CHOLA PANIYARAM / SORGHUM PANIYARAM

CHOLA PANIYARAM 

Ingredients:
White Cholan / Sorghum Millet - 1/2 cup
White Urad Dal - 2 tbl spoon 
Fenugreek Seeds - 1/4 t spoon 
Oil - 1 t spoon 
Red Chilly - 1
Mustard Seeds - 1/2 t spoon 
Urad Dal - 1/2 t spoon 
Asafoetida - 1 pinch 
Curry Leaves - 5
Onion - 1
Salt as needed 
Coriander Leaves- 2 tbl spoon 


      Wash and soak white cholam overnight.
      Soak urad dhal along with fenugreek for 3 hours.


      Grind urad dal until fluffy in a mixer.
      Grind soaked cholam until smooth.
      Mix together urad dal flour, cholam flour with salt and allow it to ferment for 6 hours.

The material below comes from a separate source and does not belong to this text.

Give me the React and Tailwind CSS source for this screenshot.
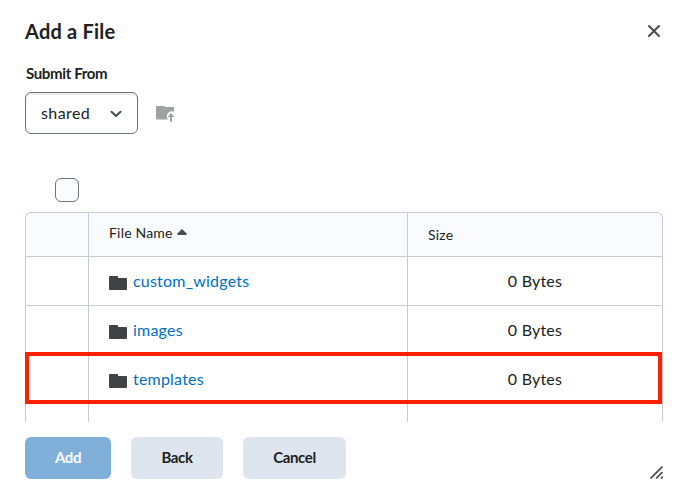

      Heat oil in a tadka pan and allow mustard seeds to splutter.
      Add urad dal, chopped red chilly, chopped curry leaves, asafoetida, onion until soft.
      Add the tadka to the dough along with chopped coriander leaves and mix well.


      The batter must be in dosa batter consistency.


      Heat Paniyaram pan and pour 1/4 t spoon oil in each hole.
      Pour the batter and cook covered with a lid in low flame until the top gets cooked.


    

      Flip the Paniyaram upside down and simmer until golden.

      Enjoy Paniyaram with tomato chutney.